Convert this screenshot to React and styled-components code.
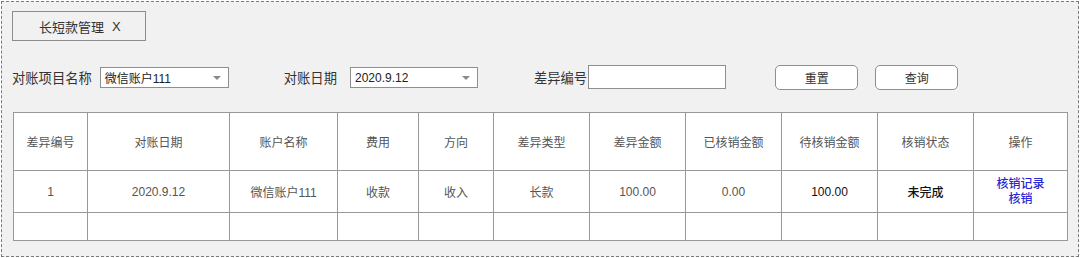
import React from 'react';
import styled, { createGlobalStyle } from 'styled-components';

const GlobalStyle = createGlobalStyle`
  html, body {
    margin: 0;
    padding: 0;
    background: #ffffff;
  }
  body {
    font-family: "Liberation Sans", "Noto Sans CJK SC", sans-serif;
    color: #333;
  }
`;

const Frame = styled.div`
  box-sizing: border-box;
  margin: 1px 0 0 1px;
  width: 1078px;
  height: 256px;
  border: 1px dashed #7a7a7a;
  background: #f1f1f1;
  padding: 9px 0 0 10px;
`;

const Tab = styled.div`
  box-sizing: border-box;
  width: 134px;
  height: 30px;
  border: 1px solid #8c8c8c;
  display: flex;
  align-items: center;
  padding-left: 26px;
  font-size: 13px;
  color: #333;
  gap: 8px;
`;

const FilterRow = styled.div`
  display: flex;
  align-items: center;
  height: 26px;
  margin-top: 23px;
`;

const Label = styled.span`
  font-size: 13.3px;
  color: #333;
  margin-left: ${p => p.$gap || 0}px;
  white-space: nowrap;
`;

const Select = styled.div`
  box-sizing: border-box;
  position: relative;
  width: ${p => p.$width}px;
  height: 21px;
  margin-left: ${p => p.$gap || 0}px;
  border: 1px solid #8f8f8f;
  background: #fff;
  font-size: 12px;
  color: #222;
  display: flex;
  align-items: center;
  padding: 1px 0 0 4px;
`;

const Caret = styled.span`
  position: absolute;
  right: 7px;
  top: 8px;
  width: 0;
  height: 0;
  border-left: 4px solid transparent;
  border-right: 4px solid transparent;
  border-top: 4px solid #8a8a8a;
`;

const Input = styled.div`
  box-sizing: border-box;
  width: 138px;
  height: 24px;
  margin-left: ${p => p.$gap || 0}px;
  border: 1px solid #8f8f8f;
  background: #fff;
`;

const Button = styled.div`
  box-sizing: border-box;
  width: 83px;
  height: 25px;
  margin-left: ${p => p.$gap || 0}px;
  border: 1px solid #8f8f8f;
  border-radius: 5px;
  background: #fff;
  display: flex;
  align-items: center;
  justify-content: center;
  font-size: 12px;
  color: #333;
`;

const Table = styled.table`
  margin: 22px 0 0 1px;
  width: 1054px;
  border-collapse: collapse;
  table-layout: fixed;
  background: #fff;
  font-size: 12px;
`;

const Row = styled.tr`
  height: ${p => p.$height}px;
`;

const Th = styled.th`
  border: 1px solid #989898;
  padding: 0;
  font-weight: normal;
  color: #555;
  text-align: center;
  vertical-align: middle;
`;

const Td = styled.td`
  border: 1px solid #989898;
  padding: 0;
  text-align: center;
  vertical-align: middle;
  color: ${p => (p.$strong ? '#111' : '#555')};
  font-weight: ${p => (p.$bold ? 500 : 'normal')};
`;

const Links = styled.div`
  display: flex;
  flex-direction: column;
  align-items: center;
  line-height: 15px;
  color: #2828d2;
  font-weight: 500;
`;

const columns = [
  { title: '差异编号', width: 74 },
  { title: '对账日期', width: 142 },
  { title: '账户名称', width: 108 },
  { title: '费用', width: 81 },
  { title: '方向', width: 75 },
  { title: '差异类型', width: 96 },
  { title: '差异金额', width: 96 },
  { title: '已核销金额', width: 96 },
  { title: '待核销金额', width: 96 },
  { title: '核销状态', width: 96 },
  { title: '操作', width: 94 },
];

const App = () => (
  <>
    <GlobalStyle />
    <Frame>
      <Tab>
        <span>长短款管理</span>
        <span>X</span>
      </Tab>

      <FilterRow>
        <Label>对账项目名称</Label>
        <Select $width={129} $gap={8}>
          微信账户111
          <Caret />
        </Select>
        <Label $gap={55}>对账日期</Label>
        <Select $width={128} $gap={13}>
          2020.9.12
          <Caret />
        </Select>
        <Label $gap={56}>差异编号</Label>
        <Input $gap={1} />
        <Button $gap={49}>重置</Button>
        <Button $gap={17}>查询</Button>
      </FilterRow>

      <Table>
        <colgroup>
          {columns.map(c => (
            <col key={c.title} style={{ width: c.width }} />
          ))}
        </colgroup>
        <thead>
          <Row $height={58}>
            {columns.map(c => (
              <Th key={c.title}>{c.title}</Th>
            ))}
          </Row>
        </thead>
        <tbody>
          <Row $height={42}>
            <Td>1</Td>
            <Td>2020.9.12</Td>
            <Td>微信账户111</Td>
            <Td>收款</Td>
            <Td>收入</Td>
            <Td>长款</Td>
            <Td>100.00</Td>
            <Td>0.00</Td>
            <Td $strong>100.00</Td>
            <Td $strong $bold>未完成</Td>
            <Td>
              <Links>
                <span>核销记录</span>
                <span>核销</span>
              </Links>
            </Td>
          </Row>
          <Row $height={28}>
            {columns.map(c => (
              <Td key={c.title} />
            ))}
          </Row>
        </tbody>
      </Table>
    </Frame>
  </>
);

export default App;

--*--

- Goal of the exercise:
Write out again every line above exactly as given; the pictures do not belong in the copy.

- Answer for this exercise:
Convert this screenshot to React and styled-components code.
import React from 'react';
import styled, { createGlobalStyle } from 'styled-components';

const GlobalStyle = createGlobalStyle`
  html, body {
    margin: 0;
    padding: 0;
    background: #ffffff;
  }
  body {
    font-family: "Liberation Sans", "Noto Sans CJK SC", sans-serif;
    color: #333;
  }
`;

const Frame = styled.div`
  box-sizing: border-box;
  margin: 1px 0 0 1px;
  width: 1078px;
  height: 256px;
  border: 1px dashed #7a7a7a;
  background: #f1f1f1;
  padding: 9px 0 0 10px;
`;

const Tab = styled.div`
  box-sizing: border-box;
  width: 134px;
  height: 30px;
  border: 1px solid #8c8c8c;
  display: flex;
  align-items: center;
  padding-left: 26px;
  font-size: 13px;
  color: #333;
  gap: 8px;
`;

const FilterRow = styled.div`
  display: flex;
  align-items: center;
  height: 26px;
  margin-top: 23px;
`;

const Label = styled.span`
  font-size: 13.3px;
  color: #333;
  margin-left: ${p => p.$gap || 0}px;
  white-space: nowrap;
`;

const Select = styled.div`
  box-sizing: border-box;
  position: relative;
  width: ${p => p.$width}px;
  height: 21px;
  margin-left: ${p => p.$gap || 0}px;
  border: 1px solid #8f8f8f;
  background: #fff;
  font-size: 12px;
  color: #222;
  display: flex;
  align-items: center;
  padding: 1px 0 0 4px;
`;

const Caret = styled.span`
  position: absolute;
  right: 7px;
  top: 8px;
  width: 0;
  height: 0;
  border-left: 4px solid transparent;
  border-right: 4px solid transparent;
  border-top: 4px solid #8a8a8a;
`;

const Input = styled.div`
  box-sizing: border-box;
  width: 138px;
  height: 24px;
  margin-left: ${p => p.$gap || 0}px;
  border: 1px solid #8f8f8f;
  background: #fff;
`;

const Button = styled.div`
  box-sizing: border-box;
  width: 83px;
  height: 25px;
  margin-left: ${p => p.$gap || 0}px;
  border: 1px solid #8f8f8f;
  border-radius: 5px;
  background: #fff;
  display: flex;
  align-items: center;
  justify-content: center;
  font-size: 12px;
  color: #333;
`;

const Table = styled.table`
  margin: 22px 0 0 1px;
  width: 1054px;
  border-collapse: collapse;
  table-layout: fixed;
  background: #fff;
  font-size: 12px;
`;

const Row = styled.tr`
  height: ${p => p.$height}px;
`;

const Th = styled.th`
  border: 1px solid #989898;
  padding: 0;
  font-weight: normal;
  color: #555;
  text-align: center;
  vertical-align: middle;
`;

const Td = styled.td`
  border: 1px solid #989898;
  padding: 0;
  text-align: center;
  vertical-align: middle;
  color: ${p => (p.$strong ? '#111' : '#555')};
  font-weight: ${p => (p.$bold ? 500 : 'normal')};
`;

const Links = styled.div`
  display: flex;
  flex-direction: column;
  align-items: center;
  line-height: 15px;
  color: #2828d2;
  font-weight: 500;
`;

const columns = [
  { title: '差异编号', width: 74 },
  { title: '对账日期', width: 142 },
  { title: '账户名称', width: 108 },
  { title: '费用', width: 81 },
  { title: '方向', width: 75 },
  { title: '差异类型', width: 96 },
  { title: '差异金额', width: 96 },
  { title: '已核销金额', width: 96 },
  { title: '待核销金额', width: 96 },
  { title: '核销状态', width: 96 },
  { title: '操作', width: 94 },
];

const App = () => (
  <>
    <GlobalStyle />
    <Frame>
      <Tab>
        <span>长短款管理</span>
        <span>X</span>
      </Tab>

      <FilterRow>
        <Label>对账项目名称</Label>
        <Select $width={129} $gap={8}>
          微信账户111
          <Caret />
        </Select>
        <Label $gap={55}>对账日期</Label>
        <Select $width={128} $gap={13}>
          2020.9.12
          <Caret />
        </Select>
        <Label $gap={56}>差异编号</Label>
        <Input $gap={1} />
        <Button $gap={49}>重置</Button>
        <Button $gap={17}>查询</Button>
      </FilterRow>

      <Table>
        <colgroup>
          {columns.map(c => (
            <col key={c.title} style={{ width: c.width }} />
          ))}
        </colgroup>
        <thead>
          <Row $height={58}>
            {columns.map(c => (
              <Th key={c.title}>{c.title}</Th>
            ))}
          </Row>
        </thead>
        <tbody>
          <Row $height={42}>
            <Td>1</Td>
            <Td>2020.9.12</Td>
            <Td>微信账户111</Td>
            <Td>收款</Td>
            <Td>收入</Td>
            <Td>长款</Td>
            <Td>100.00</Td>
            <Td>0.00</Td>
            <Td $strong>100.00</Td>
            <Td $strong $bold>未完成</Td>
            <Td>
              <Links>
                <span>核销记录</span>
                <span>核销</span>
              </Links>
            </Td>
          </Row>
          <Row $height={28}>
            {columns.map(c => (
              <Td key={c.title} />
            ))}
          </Row>
        </tbody>
      </Table>
    </Frame>
  </>
);

export default App;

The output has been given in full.